For setting up the memorial, a committee of local residents will soon be constituted to decide what kind of memorial they wanted to be constructed, and “our government will have it built in remembrance of those who became innocent victims of the Akali crimes”. 

Ridiculing the then Chief Minister Prakash Singh Badal’s claim of Bargari and other sacrilege cases being bygones, Capt Amarinder said: “The people never have, and never will forget the desecration of their holy scriptures, and the Akali supremo should be ashamed of even suggesting the same.” 

“The Sikhs have not forgotten, in 500 years, the sacrifice of any member of their community...It is shameful that Badal, at the age of 93, has not yet realised this stark truth...How can anyone forget what happened during the rule of the Badals? Not one or two, but 58 Sri Guru Grant Sahibs were desecrated, not to count the Gutka Sahibs, Bhagwad Geeta, the Bible and the Quran which were burnt or torn,” he lashed out. 

“What happened in those months, including at Bargari, and the incidents of police firing on those protesting peaceful against sacrilege, right under the nose of Badal is not something that Punjab can ever forget,” said Capt Amarinder, adding that the firing could not have taken place without Badal’s knowledge and he was clearly to blame. 
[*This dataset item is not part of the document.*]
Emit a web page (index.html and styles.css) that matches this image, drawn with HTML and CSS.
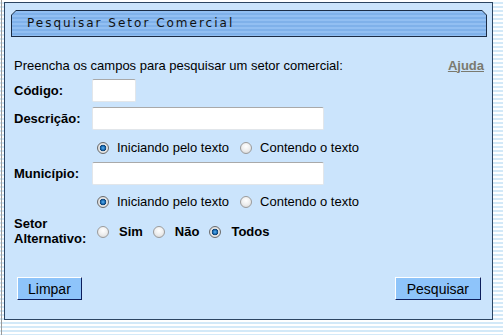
FILE: index.html
```html
<!DOCTYPE html>
<html lang="pt">
<head>
  <meta charset="UTF-8">
  <title>Pesquisar Setor Comercial</title>
  <link rel="stylesheet" href="styles.css">
</head>
<body>
  <div class="page">
    <form class="panel" onsubmit="return false">
      <div class="header">
        <div class="header-inner">Pesquisar Setor Comercial</div>
      </div>

      <div class="content">
        <div class="intro">
          <span>Preencha os campos para pesquisar um setor comercial:</span>
          <a href="#" class="help">Ajuda</a>
        </div>

        <div class="row">
          <label class="label" for="codigo">Código:</label>
          <input type="text" id="codigo" class="field field-small">
        </div>

        <div class="row">
          <label class="label" for="descricao">Descrição:</label>
          <input type="text" id="descricao" class="field">
        </div>

        <div class="row row-radio">
          <span class="label"></span>
          <label class="opt"><input type="radio" name="tipoDesc" checked> Iniciando pelo texto</label>
          <label class="opt"><input type="radio" name="tipoDesc"> Contendo o texto</label>
        </div>

        <div class="row">
          <label class="label" for="municipio">Município:</label>
          <input type="text" id="municipio" class="field">
        </div>

        <div class="row row-radio row-radio-2">
          <span class="label"></span>
          <label class="opt"><input type="radio" name="tipoMun" checked> Iniciando pelo texto</label>
          <label class="opt"><input type="radio" name="tipoMun"> Contendo o texto</label>
        </div>

        <div class="row row-setor">
          <span class="label label-two">Setor<br>Alternativo:</span>
          <label class="opt opt-bold"><input type="radio" name="alt"> Sim</label>
          <label class="opt opt-bold"><input type="radio" name="alt"> Não</label>
          <label class="opt opt-bold"><input type="radio" name="alt" checked> Todos</label>
        </div>

        <div class="buttons">
          <button type="reset" class="btn">Limpar</button>
          <button type="submit" class="btn btn-search">Pesquisar</button>
        </div>
      </div>
    </form>
  </div>
</body>
</html>
```

FILE: styles.css
```css
body {
  margin: 0;
  padding: 0 0 0 1px;
  font-family: 'Liberation Sans', Arial, sans-serif;
  color: #000;
  background: repeating-linear-gradient(to bottom, #ffffff 0, #ffffff 2px, #d3e9f8 2px, #d3e9f8 4px);
}

.page {
  min-height: 100vh;
  border-left: 1px solid #9a9a9a;
  padding: 2px 0 0 2px;
  box-sizing: border-box;
}

.panel {
  width: 489px;
  height: 318px;
  box-sizing: border-box;
  margin: 0;
  border: 1px solid #2c4562;
  background-color: #cbe4fc;
}

.header {
  margin: 7px 0 0 6px;
  width: 476px;
  height: 27px;
  padding: 1px;
  box-sizing: border-box;
  background-color: #1b2c45;
  clip-path: polygon(5px 0, calc(100% - 5px) 0, 100% 5px, 100% 100%, 0 100%, 0 5px);
}

.header-inner {
  height: 100%;
  box-sizing: border-box;
  padding-left: 15px;
  line-height: 25px;
  font-family: 'DejaVu Sans', Verdana, sans-serif;
  font-size: 12px;
  letter-spacing: 2px;
  color: #111;
  background: repeating-linear-gradient(to bottom, #92bff2 0, #92bff2 2px, #7fb1ea 2px, #7fb1ea 4px);
  clip-path: polygon(4px 0, calc(100% - 4px) 0, 100% 4px, 100% 100%, 0 100%, 0 4px);
}

.content {
  padding: 0 8px 0 9px;
}

.intro {
  display: flex;
  justify-content: space-between;
  align-items: center;
  margin-top: 20px;
  height: 16px;
  font-size: 13px;
}

.help {
  font-size: 13px;
  font-weight: bold;
  color: #7a7a70;
}

.row {
  display: flex;
  align-items: center;
  height: 23px;
  margin-top: 5px;
}

.row:nth-child(2) {
  margin-top: 6px;
}

.label {
  width: 78px;
  flex-shrink: 0;
  font-size: 13px;
  font-weight: bold;
}

.label-two {
  line-height: 15px;
}

.field {
  width: 232px;
  height: 23px;
  box-sizing: border-box;
  margin: 0;
  border: 1px solid #e2e6ea;
  border-top-color: #a9a9a9;
  border-radius: 2px;
  background: #fff;
  font-family: 'Liberation Sans', Arial, sans-serif;
  font-size: 12px;
}

.field-small {
  width: 44px;
}

.row-radio {
  height: 32px;
  margin-top: 0;
  padding-top: 3px;
  box-sizing: border-box;
}

.row-radio-2 {
  height: 30px;
}

.row-radio + .row {
  margin-top: 0;
}

.row-setor {
  height: 31px;
  margin-top: 0;
}

.row-setor .opt {
  padding-top: 2px;
}

.opt {
  display: flex;
  align-items: center;
  font-size: 13px;
  margin-right: 11px;
}

.opt-bold {
  font-weight: bold;
  margin-right: 10px;
}

.opt input {
  appearance: none;
  width: 12px;
  height: 12px;
  margin: 0 8px 0 5px;
  border-radius: 50%;
  border: 1px solid #9b9b9b;
  background: radial-gradient(circle at 50% 35%, #ffffff 0, #ececec 55%, #cfcfcf 100%);
  box-sizing: border-box;
}

.opt + .opt input {
  margin-left: 0;
}

.opt-bold input {
  margin-right: 10px;
}

.opt input:checked {
  border-color: #6b6b6b;
  background: radial-gradient(circle, #5fb4f0 0, #1769b3 2px, #0f3f6e 3px, #e8e8e8 3.6px, #cfcfcf 100%);
}

.buttons {
  display: flex;
  justify-content: space-between;
  margin-top: 31px;
  padding: 0 3px 0 3px;
}

.btn {
  height: 23px;
  padding: 0 10px;
  font-family: 'Liberation Sans', Arial, sans-serif;
  font-size: 14px;
  color: #000;
  background-color: #8ec4fa;
  border: 1px solid;
  border-color: #ffffff #0d1e5c #0d1e5c #ffffff;
  cursor: pointer;
}

.btn-search {
  padding: 0 11px;
}
```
The Chief Minister recalled how he had been told by the affected people that the SP came suddenly and ordered firing, with the cops gunning down people who were fleeing. “This is not the way such incidents are handled...If firing is at all needed, it is done by a small police unit, accompanied by a magistrate who assesses the situation and finds apprehension of trouble and asks for a single shot to be fired at one individual,” he said. 

Capt Amarinder added that the Badal, and the rest of the Akalis, know what had happened was wrong and that the people had neither forgotten nor forgiven them for the same, and “this is the reason why they are now running around desperately for votes”. 

Notably, the Congress has all along been targeting the previous SAD-led regime over the issue of sacrilege, even ahead the 2017 assembly elections that led to Akalis’ resounding defeat, cashing in on the public anger against them. Even as the people’s outrage against the Akalis have subsided, at least to some extent, the Congress is making all out efforts to keep it alive till May 19 elections. 

The party leaders are, time and again, evoking the sacrilege issue, while asking the electorates to “punish” the Badals by voting against them. In fact, cricketer-turned-politician Navjot Singh Sidhu, in his first election rally in the state on Tuesday, vowed to punish the guilty of “desecration of my Guru”. 

Even during Bargari rally, Congress leaders politicised the sacrilege issue to the hilt by repeatedly referring to the place as “Bargari Sahib”. Congress leaders, including the state Power Minister Gurpreet Singh Kangar and Faridkot MLA Kushaldeep Singh ‘Kiki’ Dhillon, referred to Akalis, especially the BAdals, as “paapi” (sinners) for their failure to probe the incident and punish the guilty.